De repente se volvió y cogió el revólver de la mesa, como si pudiera consolarlo. Le pareció pesado y no estuvo seguro de tener suficiente fuerza para levantarlo y apuntar. Entonces se percató de que había olvidado recargarlo. Buscó alrededor la caja de municiones y vio que estaba al otro lado de la habitación, en una mesa a la que no podía llegar.
«Idiota».
Pero no tuvo tiempo para reprenderse más.
—Cree que puede protegerse, doctor. Pero no puede. Contrate a un guardaespaldas. Vaya a la policía. Cuéntele sobre las amenazas. Estoy seguro de que se mostrará muy interesada… por un tiempo. Pero al final volverá a estar solo. Así que puede levantar una fortaleza o huir a algún lugar remoto. Intente así darse algo de esperanza.

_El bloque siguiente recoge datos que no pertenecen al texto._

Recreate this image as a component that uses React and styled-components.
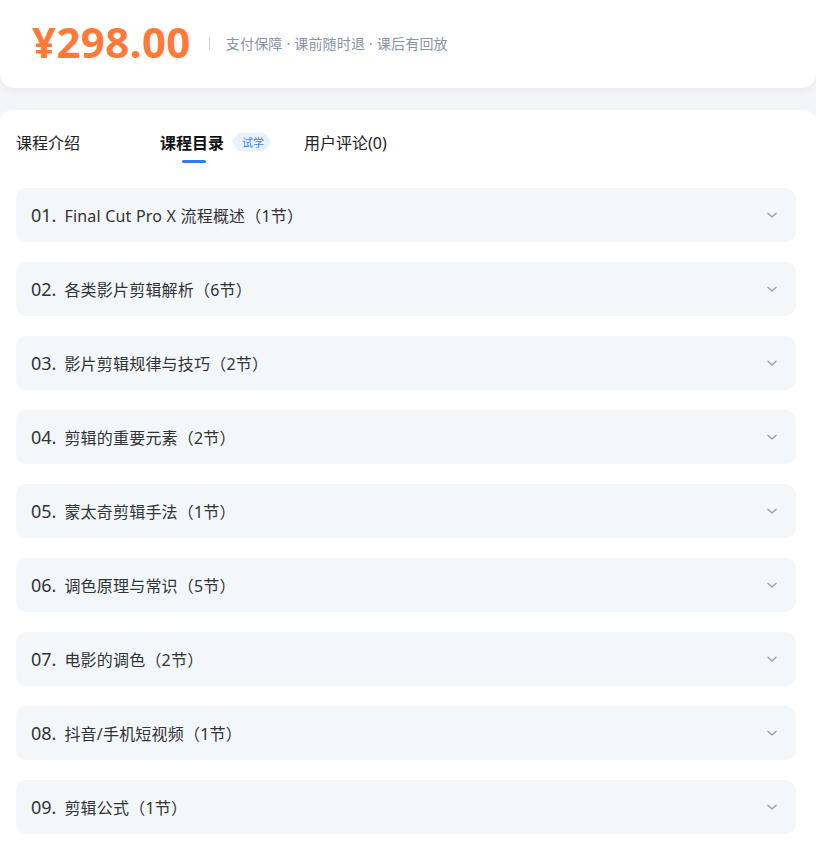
import React, { useState } from "react";
import styled, { createGlobalStyle } from "styled-components";

const GlobalStyle = createGlobalStyle`
  body {
    margin: 0;
    background: #f3f5f8;
    font-family: "Noto Sans", "Noto Sans CJK SC", sans-serif;
    color: #333;
  }
`;

const chapters = [
  "Final Cut Pro X 流程概述（1节）",
  "各类影片剪辑解析（6节）",
  "影片剪辑规律与技巧（2节）",
  "剪辑的重要元素（2节）",
  "蒙太奇剪辑手法（1节）",
  "调色原理与常识（5节）",
  "电影的调色（2节）",
  "抖音/手机短视频（1节）",
  "剪辑公式（1节）",
];

const tabs = [
  { key: "intro", label: "课程介绍" },
  { key: "catalog", label: "课程目录", badge: "试学" },
  { key: "review", label: "用户评论(0)" },
];

const App = () => {
  const [active, setActive] = useState("catalog");

  return (
    <Page>
      <GlobalStyle />
      <PriceCard>
        <Price>¥298.00</Price>
        <Divider />
        <Promise>支付保障 · 课前随时退 · 课后有回放</Promise>
      </PriceCard>

      <Content>
        <Tabs>
          {tabs.map((t) => (
            <Tab key={t.key} onClick={() => setActive(t.key)}>
              <TabLabel $active={active === t.key}>{t.label}</TabLabel>
              {t.badge && <Badge>{t.badge}</Badge>}
            </Tab>
          ))}
        </Tabs>

        <List>
          {chapters.map((title, i) => (
            <Row key={i}>
              <RowNum>{String(i + 1).padStart(2, "0")}.</RowNum>
              <RowTitle>{title}</RowTitle>
              <Chevron viewBox="0 0 12 12">
                <path d="M2.5 4.5 L6 7.8 L9.5 4.5" />
              </Chevron>
            </Row>
          ))}
        </List>
      </Content>
    </Page>
  );
};

export default App;

const Page = styled.div`
  display: flex;
  flex-direction: column;
  gap: 22px;
`;

const PriceCard = styled.div`
  display: flex;
  align-items: center;
  height: 88px;
  padding: 0 32px;
  background: #fff;
  border-radius: 0 0 14px 14px;
  box-shadow: 0 2px 8px rgba(30, 50, 90, 0.06);
`;

const Price = styled.div`
  font-size: 42px;
  font-weight: 700;
  color: #ff7a38;
  letter-spacing: 0.4px;
  line-height: 1;
  margin-top: -5px;
`;

const Divider = styled.span`
  width: 1px;
  height: 13px;
  background: #c9ced6;
  margin: -2px 16px 0 18px;
`;

const Promise = styled.div`
  font-size: 14px;
  color: #8a93a3;
  letter-spacing: 0.2px;
  margin-top: -3px;
`;

const Content = styled.div`
  background: #fff;
  border-radius: 12px 12px 0 0;
  padding: 0 20px 20px 16px;
  min-height: 760px;
`;

const Tabs = styled.div`
  display: flex;
  height: 64px;
  margin-bottom: 14px;
`;

const Tab = styled.div`
  width: 144px;
  display: flex;
  align-items: center;
  gap: 10px;
  cursor: pointer;
`;

const TabLabel = styled.span`
  position: relative;
  font-size: 16px;
  font-weight: ${(p) => (p.$active ? 700 : 400)};
  color: ${(p) => (p.$active ? "#111" : "#222")};

  &::after {
    content: "";
    display: ${(p) => (p.$active ? "block" : "none")};
    position: absolute;
    left: 50%;
    bottom: -9px;
    width: 24px;
    height: 3px;
    margin-left: -10px;
    border-radius: 2px;
    background: #2d7cf6;
  }
`;

const Badge = styled.span`
  position: relative;
  display: inline-flex;
  align-items: center;
  height: 18px;
  padding: 0 6px 0 4px;
  margin-left: 4px;
  font-size: 11px;
  color: #3d84f5;
  background: #e7f1ff;
  border-radius: 0 9px 9px 0;

  &::before {
    content: "";
    position: absolute;
    left: -6px;
    top: 0;
    border-style: solid;
    border-width: 9px 6px 9px 0;
    border-color: transparent #e7f1ff transparent transparent;
  }
`;

const List = styled.div`
  display: flex;
  flex-direction: column;
  gap: 20px;
`;

const Row = styled.div`
  display: flex;
  align-items: center;
  height: 54px;
  padding: 0 17px 0 15px;
  background: #f4f7fa;
  border-radius: 10px;
  cursor: pointer;
`;

const RowNum = styled.span`
  font-size: 18px;
  color: #333;
  margin-right: 8px;
`;

const RowTitle = styled.span`
  flex: 1;
  font-size: 16px;
  color: #333;
  letter-spacing: 0.2px;
`;

const Chevron = styled.svg`
  width: 14px;
  height: 14px;
  fill: none;
  stroke: #9aa0aa;
  stroke-width: 1.2;
  stroke-linecap: round;
  stroke-linejoin: round;
`;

Aunque será una pérdida de tiempo, yo siempre estaré a su lado.
Jeremy se volvió de golpe. «¡Puede verme! —Sacudió la cabeza—. Imposible… O tal vez no».
Nada era normal. Nada era como debería ser. Su propia respiración empezaba a ser superficial, agónica. «Me estoy muriendo —pensó—. Me está matando de miedo».
El hombre interrumpió sus pensamientos.
—Me ha gustado hablar con usted, doctor. Es mucho más inteligente de lo que recordaba, y he dicho cosas que seguramente no tendría que haber dicho. Pero todo lo bueno tiene su final. Debería prepararse porque no le queda mucho tiempo. Un par de horas. O uno o dos días. Una semana, quizá. —Titubeó—. Tal vez un mes. Un año. Una década. Lo único que tiene que saber es que estoy en ello.
—Dígame qué coño cree que hice —soltó Jeremy con una voz aguda, casi afeminada.
Otro breve silencio antes de que su interlocutor respondiera:
—Tictac. Tictac. Tictac.
—¿Cuándo? —exclamó Jeremy, pero su pregunta se perdió en el tono de llamada. Había colgado.
Fue casi como si aquel hombre fuera un fantasma o como si Jeremy hubiera sido el espectador lerdo e ingenuo de un truco de magia en Las Vegas. Puf. Desapareció.
—¿Oiga? —preguntó instintivamente—. ¿Oiga?
«Por qué» había desaparecido del vocabulario de Jeremy. «Se acabó —pensó—. No habrá más llamadas».
Escuchó el tono de llamada. Aunque sabía que su asesino ya no estaba allí, repitió la que se había convertido en la única pregunta relevante:
—¿Cuándo? —Y una tercera vez, en voz muy baja, más para sí mismo que para el hombre que iba a matarlo—: ¿Cuándo?